__What the task requires__
Which lines below hold the word "Output"? Report each one.

========

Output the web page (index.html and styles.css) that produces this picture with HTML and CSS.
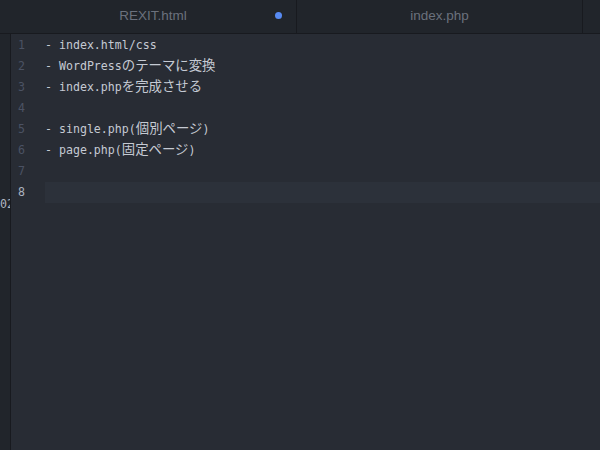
FILE: index.html
```html
<!DOCTYPE html>
<html lang="ja">
<head>
<meta charset="utf-8">
<title>Editor</title>
<link rel="stylesheet" href="styles.css">
</head>
<body>
<div class="tabs">
  <div class="tab tab-first"><span class="tab-title">REXIT.html</span><span class="dot"></span></div>
  <div class="tab"><span class="tab-title">index.php</span></div>
  <div class="tab-rest"></div>
</div>
<div class="main">
  <div class="side"><span class="side-num">02</span></div>
  <div class="editor">
    <div class="line"><span class="num">1</span><span class="code">- index.html/css</span></div>
    <div class="line"><span class="num">2</span><span class="code">- WordPress<span class="ja">のテーマに変換</span></span></div>
    <div class="line"><span class="num">3</span><span class="code">- index.php<span class="ja">を完成させる</span></span></div>
    <div class="line"><span class="num">4</span><span class="code"></span></div>
    <div class="line"><span class="num">5</span><span class="code">- single.php(<span class="ja">個別ページ</span>)</span></div>
    <div class="line"><span class="num">6</span><span class="code">- page.php(<span class="ja">固定ページ</span>)</span></div>
    <div class="line"><span class="num">7</span><span class="code"></span></div>
    <div class="line current"><span class="num">8</span><span class="code"></span></div>
  </div>
</div>
</body>
</html>
```
FILE: styles.css
```css
html, body {
  margin: 0;
  padding: 0;
  height: 100%;
  background: #21252b;
  overflow: hidden;
}
.tabs {
  display: flex;
  height: 33px;
  border-bottom: 1px solid #181a1f;
  background: #21252b;
}
.tab {
  position: relative;
  width: 285px;
  flex: none;
  display: flex;
  align-items: center;
  justify-content: center;
  border-right: 1px solid #181a1f;
  font-family: "Liberation Sans", Arial, sans-serif;
  font-size: 13.5px;
  color: #6b717d;
}
.tab-first {
  width: 286px;
  padding-left: 10px;
}
.tab-title {
  position: relative;
  top: -1px;
}
.dot {
  position: absolute;
  left: 275px;
  top: 12px;
  width: 7px;
  height: 7px;
  border-radius: 50%;
  background: #578af2;
}
.tab-rest {
  flex: 1;
}
.main {
  display: flex;
  height: 416px;
}
.side {
  width: 10px;
  flex: none;
  background: #21252b;
  border-right: 1px solid #181a1f;
  overflow: hidden;
  position: relative;
  font-family: "DejaVu Sans Mono", monospace;
  font-size: 11.6px;
  color: #b0b6c0;
}
.side-num {
  position: absolute;
  left: 0;
  top: 163px;
  line-height: 14px;
}
.editor {
  flex: 1;
  background: #282c34;
  padding-top: 1px;
  font-family: "DejaVu Sans Mono", "Noto Sans CJK JP", monospace;
  font-size: 11.6px;
  color: #c5cad3;
}
.line {
  display: flex;
  height: 21px;
  line-height: 21px;
}
.num {
  width: 14px;
  padding-right: 20px;
  text-align: right;
  flex: none;
  color: #4b5263;
}
.code {
  flex: 1;
  white-space: pre;
}
.ja {
  font-family: "Noto Sans CJK JP", sans-serif;
  font-size: 13.4px;
  line-height: 1;
}
.current .num {
  color: #abb2bf;
}
.current .code {
  background: #2c313a;
}
```
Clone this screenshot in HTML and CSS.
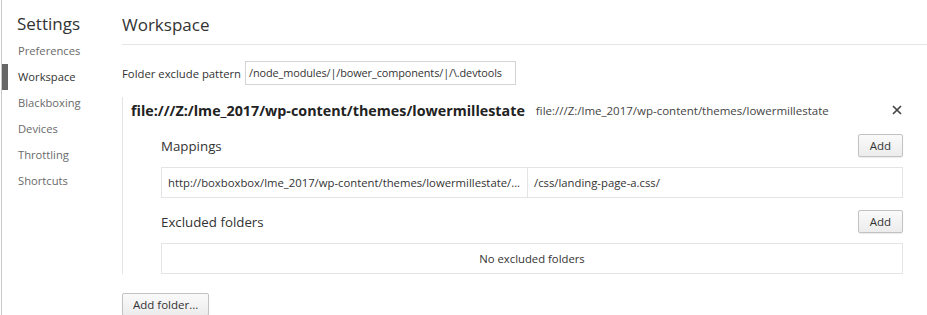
FILE: index.html
```html
<!DOCTYPE html>
<html>
<head>
<meta charset="utf-8">
<link rel="stylesheet" href="styles.css">
</head>
<body>
<div class="app">
  <nav class="sidebar">
    <div class="sidebar-title">Settings</div>
    <ul class="menu">
      <li class="menu-item">Preferences</li>
      <li class="menu-item active">Workspace</li>
      <li class="menu-item">Blackboxing</li>
      <li class="menu-item">Devices</li>
      <li class="menu-item">Throttling</li>
      <li class="menu-item">Shortcuts</li>
    </ul>
  </nav>
  <main class="main">
    <header class="page-header">Workspace</header>
    <div class="content">
      <div class="pattern-row">
        <label class="pattern-label">Folder exclude pattern</label>
        <div class="pattern-input">/node_modules/|/bower_components/|/\.devtools</div>
      </div>
      <section class="folder">
        <div class="folder-head">
          <span class="folder-name">file:///Z:/lme_2017/wp-content/themes/lowermillestate</span>
          <span class="folder-path">file:///Z:/lme_2017/wp-content/themes/lowermillestate</span>
          <span class="close">
            <svg width="10" height="10" viewBox="0 0 10 10"><path d="M1 1L9 9M9 1L1 9" stroke="#444" stroke-width="1.7"/></svg>
          </span>
        </div>
        <div class="folder-body">
          <div class="list-head">
            <span class="list-title">Mappings</span>
            <button class="btn">Add</button>
          </div>
          <div class="list">
            <div class="map-row">
              <div class="map-cell map-url">http://boxboxbox/lme_2017/wp-content/themes/lowermillestate/...</div>
              <div class="map-cell map-path">/css/landing-page-a.css/</div>
            </div>
          </div>
          <div class="list-head second">
            <span class="list-title">Excluded folders</span>
            <button class="btn">Add</button>
          </div>
          <div class="list">
            <div class="empty">No excluded folders</div>
          </div>
        </div>
      </section>
      <button class="btn add-folder">Add folder...</button>
    </div>
  </main>
</div>
</body>
</html>
```
FILE: styles.css
```css
html, body {
  margin: 0;
  padding: 0;
  background: #fff;
  overflow: hidden;
}
body {
  font-family: "Segoe UI", "Open Sans", "Noto Sans", sans-serif;
  color: #333;
  font-size: 11.3px;
}
.app {
  display: flex;
  height: 315px;
  margin-left: 1px;
  border-left: 1px solid #c8c8c8;
}
.sidebar {
  width: 120px;
  flex: none;
}
.sidebar-title {
  font-size: 17px;
  color: #333;
  padding: 12px 0 0 15px;
  height: 26px;
  line-height: 24px;
}
.menu {
  list-style: none;
  margin: 0;
  padding: 0;
}
.menu-item {
  position: relative;
  height: 26px;
  line-height: 26px;
  padding-left: 16px;
  color: #6a6a6a;
  font-size: 11.2px;
}
.menu-item.active {
  color: #333;
}
.menu-item.active::before {
  content: "";
  position: absolute;
  left: 0;
  top: 0;
  width: 6px;
  height: 26px;
  background: #666;
}
.main {
  flex: 1;
  min-width: 0;
}
.page-header {
  font-size: 17px;
  box-sizing: border-box;
  color: #333;
  border-bottom: 1px solid #e6e6e6;
  height: 45px;
  line-height: 50px;
}
.content {
  padding-right: 24px;
}
.pattern-row {
  display: flex;
  align-items: center;
  margin-top: 16px;
  gap: 4px;
}
.pattern-label {
  color: #333;
}
.pattern-input {
  width: 266px;
  height: 22px;
  line-height: 22px;
  border: 1px solid #d4d4d4;
  padding-left: 3px;
  white-space: nowrap;
  font-size: 10.9px;
  letter-spacing: -0.1px;
}
.folder {
  margin-top: 12px;
  border-left: 1px solid #e4e4e4;
  padding-left: 8px;
  height: 177px;
  box-sizing: border-box;
}
.folder-head {
  display: flex;
  align-items: center;
  height: 26px;
}
.folder-name {
  font-weight: bold;
  font-size: 14.3px;
  color: #222;
}
.folder-path {
  margin-left: 11px;
  font-size: 11.5px;
  color: #444;
}
.close {
  margin-left: auto;
  margin-right: 1px;
  display: flex;
}
.folder-body {
  padding-left: 30px;
}
.list-head {
  display: flex;
  align-items: center;
  justify-content: space-between;
  margin-top: 11px;
  height: 23px;
}
.list-head.second {
  margin-top: 12px;
}
.list-title {
  font-size: 13.3px;
  color: #333;
  padding-top: 1px;
}
.btn {
  font-family: inherit;
  font-size: 11.5px;
  color: #333;
  height: 23px;
  padding: 0 11px;
  border: 1px solid #c2c2c2;
  border-radius: 2px;
  background: linear-gradient(#fafafa, #ececec);
  box-shadow: 0 1px 1px rgba(0,0,0,0.08);
}
.list {
  margin-top: 10px;
  border: 1px solid #e4e4e4;
  height: 31px;
  box-sizing: border-box;
}
.map-row {
  display: flex;
  height: 100%;
}
.map-cell {
  line-height: 29px;
  padding-left: 6px;
  white-space: nowrap;
}
.map-url {
  width: 359px;
  flex: none;
  border-right: 1px solid #e4e4e4;
}
.empty {
  text-align: center;
  line-height: 29px;
}
.add-folder {
  margin-top: 19px;
  padding: 0 10px;
}
```
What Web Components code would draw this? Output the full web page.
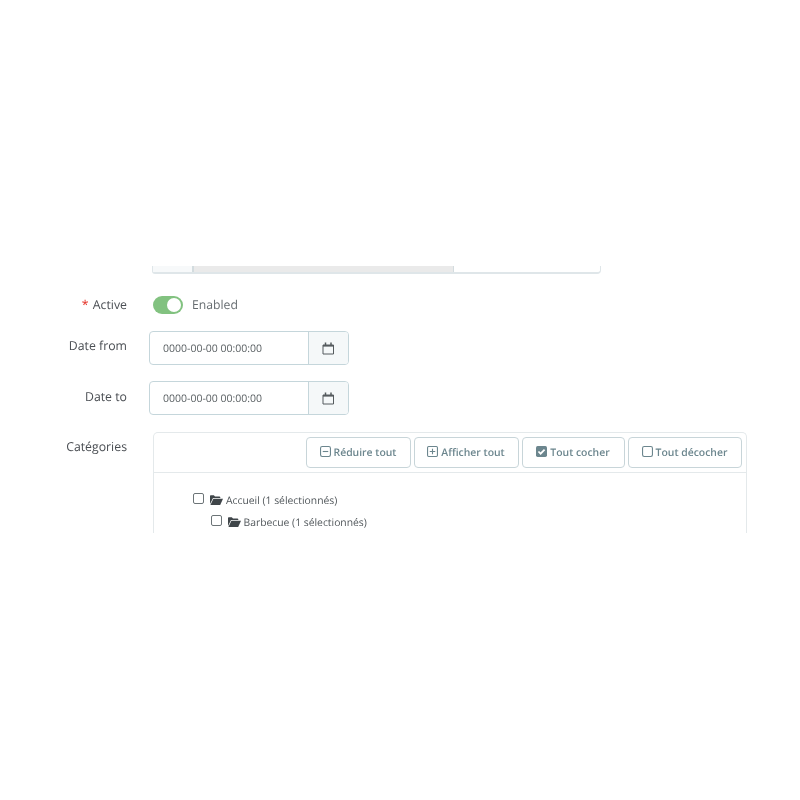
<!DOCTYPE html>
<html><head><meta charset="utf-8"><title>Form</title>
<style>
html,body{margin:0;background:#fff}
body{font-family:"Open Sans",sans-serif;color:#363a41;text-rendering:geometricPrecision}
</style></head><body>
<form-page>
  <top-remnant></top-remnant>
  <form-row label="Active" required top="22" pad="0"><switch-field>Enabled</switch-field></form-row>
  <form-row label="Date from" top="17" shift="-4" pad="6"><date-field value="0000-00-00 00:00:00"></date-field></form-row>
  <form-row label="Date to" top="16" shift="-4" pad="7"><date-field value="0000-00-00 00:00:00"></date-field></form-row>
  <form-row label="Catégories" top="17" pad="6">
    <tree-panel>
      <tool-btn slot="tools" icon="minus">Réduire tout</tool-btn>
      <tool-btn slot="tools" icon="plus">Afficher tout</tool-btn>
      <tool-btn slot="tools" icon="check">Tout cocher</tool-btn>
      <tool-btn slot="tools" icon="empty">Tout décocher</tool-btn>
      <tree-item>Accueil (1 sélectionnés)</tree-item>
      <tree-item indent>Barbecue (1 sélectionnés)</tree-item>
    </tree-panel>
  </form-row>
</form-page>
<script>
function def(name, css, html, init){
  customElements.define(name, class extends HTMLElement{
    connectedCallback(){
      if(this.shadowRoot) return;
      const r=this.attachShadow({mode:'open'});
      r.innerHTML='<style>'+css+'</style>'+(typeof html==='function'?html(this):html);
      if(init) init(this,r);
    }
  });
}
def('form-page',
 ':host{display:block;width:800px;height:800px;box-sizing:border-box;padding-top:266px}'+
 '.clip{height:267px;overflow:hidden;will-change:opacity;opacity:.999}',
 '<div class="clip"><slot></slot></div>');
def('top-remnant',
 ':host{display:flex;box-sizing:border-box;width:449px;height:8px;margin-left:152px;border:solid #dfe6e9;border-width:0 1px 2px 1px;border-bottom-left-radius:3px;border-bottom-right-radius:4px}'+
 '.a{width:39px;background:#f7f9fa;border-right:2px solid #d3dcdf;flex:none}.b{width:259px;background:#eaeaea;border-right:1px solid #d3dcdf;flex:none}',
 '<div class="a"></div><div class="b"></div>');
def('form-row',
 ':host{display:flex;align-items:flex-start}'+
 '.l{width:127px;flex:none;text-align:right;font-size:12.3px;line-height:18px;color:#4a4e53;box-sizing:border-box}'+
 '.s{color:#e5342a;margin-right:1px}.c{margin-left:26px;min-width:0}',
 h=>`<div class="l">${h.hasAttribute('required')?'<span class="s">*</span> ':''}${h.getAttribute('label')}</div><div class="c"><slot></slot></div>`,
 (h,r)=>{
   h.style.marginTop=(h.getAttribute('top')||0)+'px';
   r.querySelector('.c').style.marginLeft=(26+ +(h.getAttribute('shift')||0))+'px';
   r.querySelector('.l').style.paddingTop=(h.getAttribute('pad')||0)+'px';
 });
def('switch-field',
 ':host{display:flex;align-items:center;gap:9px;font-size:12.2px;line-height:18px;color:#666c70}'+
 '.t{display:block;width:30px;height:18px;border-radius:9px;background:#82c280;position:relative}'+
 '.k{position:absolute;right:2px;top:2px;width:14px;height:14px;border-radius:50%;background:#fff}',
 '<span class="t"><span class="k"></span></span><span><slot></slot></span>');
def('date-field',
 ':host{display:flex;box-sizing:border-box;width:200px;height:34px;border:1px solid #c5d6db;border-radius:4px;background:#fff}'+
 '.v{flex:1;padding-left:13px;font-size:10.5px;line-height:34px;height:32px;color:#5a6063}'+
 '.a{width:39px;flex:none;border-left:1px solid #c5d6db;background:#f5f8f9;border-radius:0 3px 3px 0;display:flex;align-items:center;justify-content:center}',
 h=>`<div class="v">${h.getAttribute('value')}</div><div class="a"><svg width="13" height="13" viewBox="0 0 13 13" fill="none"><path d="M1 3h10.500v9H1z" stroke="#555b5e" stroke-width="1"/><path d="M1 3h10.500v1.600H1z" fill="#555b5e"/><path d="M3.500 .5v2.500M9 .5v2.500" stroke="#555b5e" stroke-width="1.500"/></svg></div>`);
def('tree-panel',
 ':host{display:block;box-sizing:border-box;width:594px;height:120px;border:solid #e4e9eb;border-width:1px 1px 0 1px;border-radius:5px 5px 0 0}'+
 '.h{display:flex;justify-content:flex-end;gap:3px;box-sizing:border-box;height:40px;padding:4px 4px 0 0;border-bottom:1px solid #e4e9eb}'+
 '.b{padding-top:17px}',
 '<div class="h"><slot name="tools"></slot></div><div class="b"><slot></slot></div>');
const icons={
 minus:'<rect x=".5" y=".5" width="9" height="9" rx="1.500" stroke="#6c868e" fill="none"/><path d="M2.500 5h5" stroke="#6c868e"/>',
 plus:'<rect x=".5" y=".5" width="9" height="9" rx="1" stroke="#6c868e" fill="none"/><path d="M2.500 5h5M5 2.500v5" stroke="#6c868e"/>',
 check:'<rect x="0" y="0" width="10" height="10" rx="1.500" fill="#6c868e"/><path d="M2.200 5l2 2 3.600-3.800" stroke="#fff" stroke-width="1.600" fill="none"/>',
 empty:'<rect x=".5" y=".5" width="9" height="9" rx="1.500" stroke="#6c868e" fill="none"/>'
};
const widths={minus:105,plus:105,check:103,empty:114};
def('tool-btn',
 ':host{display:flex;align-items:center;justify-content:center;gap:3px;box-sizing:border-box;height:31px;border:1px solid #c8d5d9;border-radius:4px;font-size:10.4px;font-weight:600;color:#6c868e;background:#fff}'+
 'svg{margin-top:-2px;flex:none;margin-left:-1px}',
 h=>`<svg width="11" height="11" viewBox="0 0 10 10">${icons[h.getAttribute('icon')]}</svg><span><slot></slot></span>`,
 h=>{h.style.width=widths[h.getAttribute('icon')]+'px'});
def('tree-item',
 ':host{display:flex;align-items:center;height:22px;font-size:10.35px;color:#4f5559;padding-left:39px}'+
 ':host([indent]){padding-left:56.500px}'+
 '.c{width:9px;height:9px;border:1px solid #6c7477;border-radius:2px;flex:none;margin-right:6px;margin-top:-5px}'+
 'svg{flex:none;margin-right:3px;margin-top:-2px}',
 '<span class="c"></span><svg width="13" height="10" viewBox="0 0 13 10"><path d="M0 9V1.200C0 .6.4.2 1 .2h2.800l1.200 1.200h4.400c.5 0 .9.4.9.9V3H3L0 9z" fill="#3f4549"/><path d="M3.400 3.800H13L10.200 10H.4z" fill="#3f4549"/></svg><span><slot></slot></span>');
</script>
</body></html>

========

__Task solution__
Output the web page (index.html and styles.css) that produces this picture with HTML and CSS.
What Web Components code would draw this? Output the full web page.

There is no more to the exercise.